In Latin America, cities and metropolis with high population density and structural inequalities pose obstacles to accessibility and mobility for their citizens. In addition, a third characteristic or factor in some cities increases the impact of the two previous variables: irregular topography and height (mountains, hills, valleys). The Inter-American Development Bank -see link- highlights the importance of the development of overhead cables integrated to mass transportation and the substantial improvement of pedestrian infrastructure.
The first system in the region was implemented in the city of Medellin, in 2004. A total of nine more overhead cables are currently in operation in the cities of Bogota, Manizales, Cali and Pereira (in Colombia); Caracas and Merida (in Venezuela); in La Paz-El Alto (Bolivia); Rio de Janeiro (in Brazil), and Ecatepec de Morelos (in Mexico). And in Guayaquil and Mexico City, they are in the work phase.

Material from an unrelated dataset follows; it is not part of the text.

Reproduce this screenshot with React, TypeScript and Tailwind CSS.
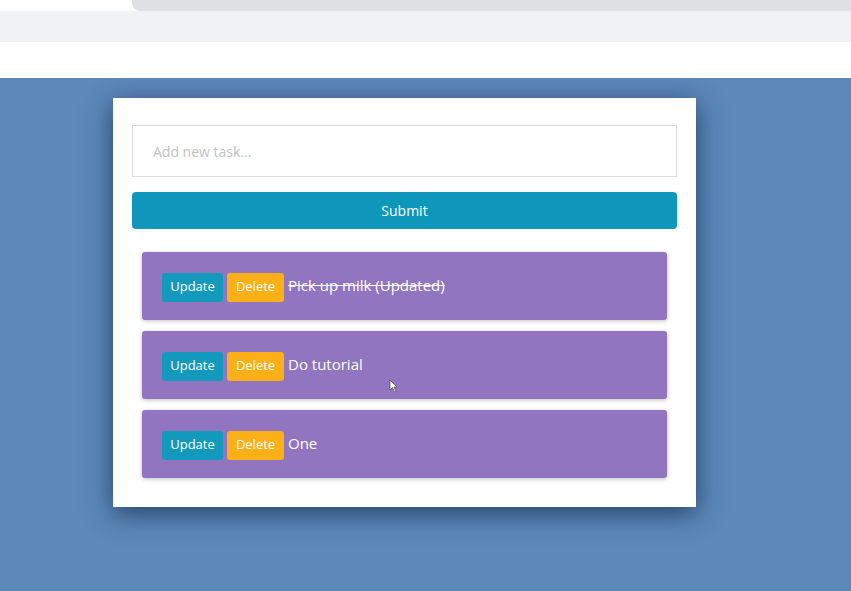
import React from "react";

type Task = { id: number; text: string; done: boolean };

const tasks: Task[] = [
  { id: 1, text: "Pick up milk (Updated)", done: true },
  { id: 2, text: "Do tutorial", done: false },
  { id: 3, text: "One", done: false },
];

function TaskRow({ task }: { task: Task }) {
  return (
    <div className="flex h-[68px] items-center rounded-[3px] bg-[#9175c1] px-5 pt-[2px] shadow-[0_1px_4px_rgba(0,0,0,0.25)]">
      <button
        type="button"
        className="h-[29px] w-[61px] rounded-[3px] bg-[#1399bb] text-[13px] text-white"
      >
        Update
      </button>
      <button
        type="button"
        className="ml-1 h-[29px] w-[57px] rounded-[3px] bg-[#fbb018] text-[13px] text-white"
      >
        Delete
      </button>
      <span
        className={`-mt-[3px] ml-1 text-[15px] text-white ${task.done ? "line-through" : ""}`}
      >
        {task.text}
      </span>
    </div>
  );
}

export default function App() {
  return (
    <div className="relative flex h-[591px] w-[851px] flex-col overflow-hidden bg-white font-['Open_Sans',sans-serif]">
      {/* browser chrome */}
      <div className="flex h-[11px]">
        <div className="w-[132px] bg-white" />
        <div className="flex-1 rounded-bl-[8px] bg-[#dfe1e5]" />
      </div>
      <div className="h-[31px] bg-[#f1f2f4]" />
      <div className="h-[36px] bg-white" />

      <div className="flex-1 bg-[#5c88ba] pl-[113px] pt-[20px]">
        <div className="w-[583px] bg-white px-[19px] pb-[29px] pt-[27px] shadow-[0_6px_24px_rgba(20,40,70,0.75)]">
          <input
            placeholder="Add new task..."
            className="h-[52px] w-full border border-[#dcdcdc] px-5 text-[14px] text-gray-700 outline-none placeholder:text-[#c2c2c2]"
          />
          <button
            type="button"
            className="mt-[15px] h-[37px] w-full rounded-[4px] bg-[#0e97bb] text-[14px] text-white"
          >
            Submit
          </button>
          <div className="mt-[23px] flex flex-col gap-[11px] px-[10px]">
            {tasks.map((t) => (
              <TaskRow key={t.id} task={t} />
            ))}
          </div>
        </div>
      </div>

      {/* mouse pointer */}
      <svg
        className="absolute left-[389px] top-[379px]"
        width="9"
        height="14"
        viewBox="0 0 9 14"
      >
        <path d="M1 1 L1 11 L3.5 8.5 L5.5 13 L7 12.3 L5 8 L8 8 Z" fill="#fff" stroke="#555" strokeWidth="0.8" />
      </svg>
    </div>
  );
}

Some indicators that show a positive evolution in the implementation of overhead cable systems are: city integration; reduction of travel times; widening of access to services for more vulnerable and remote populations; reduction of environmental impacts.
Overhead cables have become an alternative for sustainable mobility and accessibility for thousands of citizens. It is necessary to think of different policies that can respond to the reduction of inequalities from the urban transportation systems, through community participation and public-private cooperation.